Perhaps the key part of the announcement is the fact that Intel plans to sign similar deals with co-investors in the future, so expect its upcoming manufacturing capacity to be co-funded by others. Intel will retain majority ownership and operating control of its chip factories, but it will not own 100% of them. Previously the company rarely engaged into joint ventures, the most notable exceptions being IMFT, the company’s NAND flash joint-venture with Micron, and participating in ASML’s customer co-investment program from early 2010s. 

“This landmark arrangement is an important step forward for Intel’s Smart Capital approach and builds on the momentum from the recent passage of the CHIPS Act in the U.S.,” said David Zinsner, Intel CFO. “Semiconductor manufacturing is among the most capital-intensive industries in the world, and Intel’s bold IDM 2.0 strategy demands a unique funding approach. Our agreement with Brookfield is a first for our industry, and we expect it will allow us to increase flexibility while maintaining capacity on our balance sheet to create a more distributed and resilient supply chain.”

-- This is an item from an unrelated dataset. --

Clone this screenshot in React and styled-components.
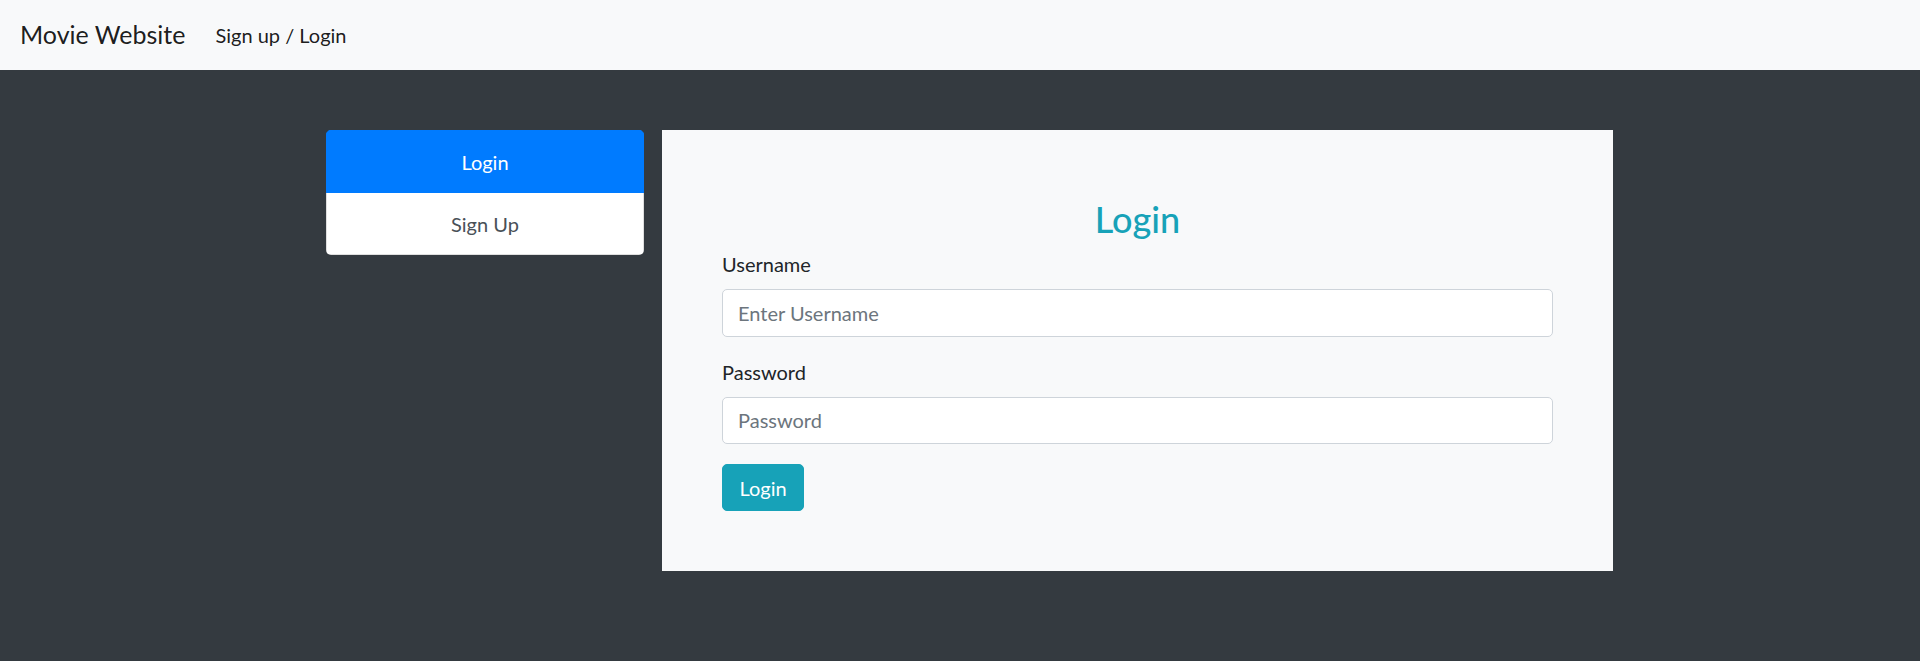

Co-ownership of semiconductor manufacturing facilities is not something unheard of the industry. China’s Semiconductor Manufacturing International Co. (SMIC) invests in new fabs together with local authorities of Chinese provinces as well as various asset management companies and/or investment banks (many of which are controlled by China’s federal government). GlobalFoundries used to be co-owned by AMD and Mubadala before the latter acquired AMD’s stake as the chip developer badly needed money. Yet, a co-investment program is something particularly new for Intel, which has always owned 100% of its manufacturing facilities. Ultimately, as it looks like as the semiconductor production is getting more expensive, there is a first time for anything.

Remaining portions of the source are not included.